As always, the Black Panther is the protector of the fictional African nation called Wakanda. Along with the super powers achieved through ancient African ceremonies, T’Challa also relies on his intelligence, leadership savvy, severe physical training, extreme wealth and advanced technology to combat all enemies.
The modern twist adds the back drop of a vibranium (a mythical metal) meteor hitting the earth in Africa (ergo Wakanda emerges) and mixes that with the myth of the well-hidden golden cities of Eldorado, and voila! you have the backstory of the Black Panther.
For the Marvel novices out there, vibranium is the strongest metal in the universe from which energy can be generated and anything can be made. Yes, my fellow Marvel geeks, it is a bit stronger than Wolverine’s adamantium claws. Captain America’s shield is made from vibranium as are T’Challa’s claws and his suit. In fact, the Panther drinks it and it infuses his body – home boy is bulletproof! Take that in the eye Superman!
The interesting proposal put forth by the plot of the Black Panther movie is that the protagonist and the antagonist are fighting over ‘how’ to achieve black power, not ‘whether’ black power is needed.
Stretching my mind a bit more, I hear a slight echo of the clash between Booker T. Washington and W.E.B Dubois or Martin Luther King and Malcolm X, and main stream civil rights groups vs the Black Panther Party – all supported the advancement of black people, but none agreed on how to get there.
In the movie, when T’Challa fights for Wakanda’s throne against Killmonger, his cousin who was abandoned and raised in the ‘hood of Oakland, California, the arguments for and against Wakanda revealing its real power, resound in powerful script dialogue. Should a high tech, super rich African nation, thrive in isolation, when they have the ability to end the suffering of hundreds of millions of people by revealing their treasures?
Though it is a myth, it is an interesting debate.
By the end of the movie, T’Challa decided that the time for closing itself off to the world in order to ‘Keep Wakanda Great’, is over. They have a tight lock on their tech and vibranium (and they have the Panther as their protector), that they feel strong enough to resist all who will covet their riches.
Ok…I admit, hearing the fake African accents from some of the key actors made me laugh out loud initially. The mix of African languages, cultures and clothing choices are not obvious to most of the world that ignorantly sees Africa as one single country anyway. Still, it works.

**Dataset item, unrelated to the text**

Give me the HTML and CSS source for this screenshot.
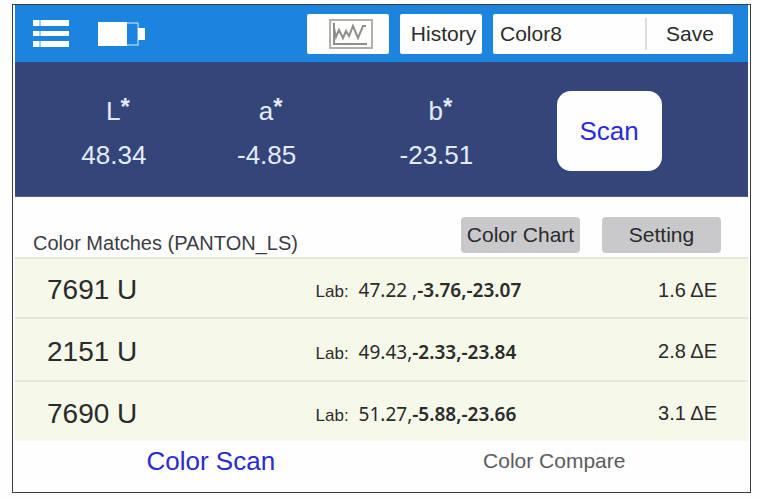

The power of a mainstream, first release movie (with a bumpin’ soundtrack!) that can challenge the never-ceasing negative images about black people world-wide, on balance is a good thing.
Other than T’Challa, my favourite character in the movie is Danai Gurira’s character General Okoye. She is the kickass, take-no-nonsense head of the Dora Milaje, Wakandan Special Forces.
This movie features woman-power to the max! The Dora Milaje is full of badass, well-disciplined, tough, beautiful, black women-soldiers.
Shuri, T’Challa’s sister, played by Letitia Wright, is the most vivacious character in the movie. She is a high-tech designer scientist who is young, funny, super intelligent and very ‘now.’ I love her line: “Don’t scare me like that, colonizer!” when white CIA agent (Martin Freeman) Everett K. Ross walks up behind her while she is working.
Showing now at Ster Kenikor Grove Mall and Maerua Mall in Windhoek, the Disney-Marvel Studio’s US$200 million Black Panther production tab has had a super-heroic US$218 million revenue debut over its four-day weekend at 4,020 North American locations. With international receipts, that figure may double (or more) by the end of February.
The film had the fourth-biggest superhero opening day in history at US$75 million, behind The Avengers (US$80m), Batman v Superman ($81m) and Avengers: Age of Ultron ($84m). (variety.com and forbes.com for the movie money data).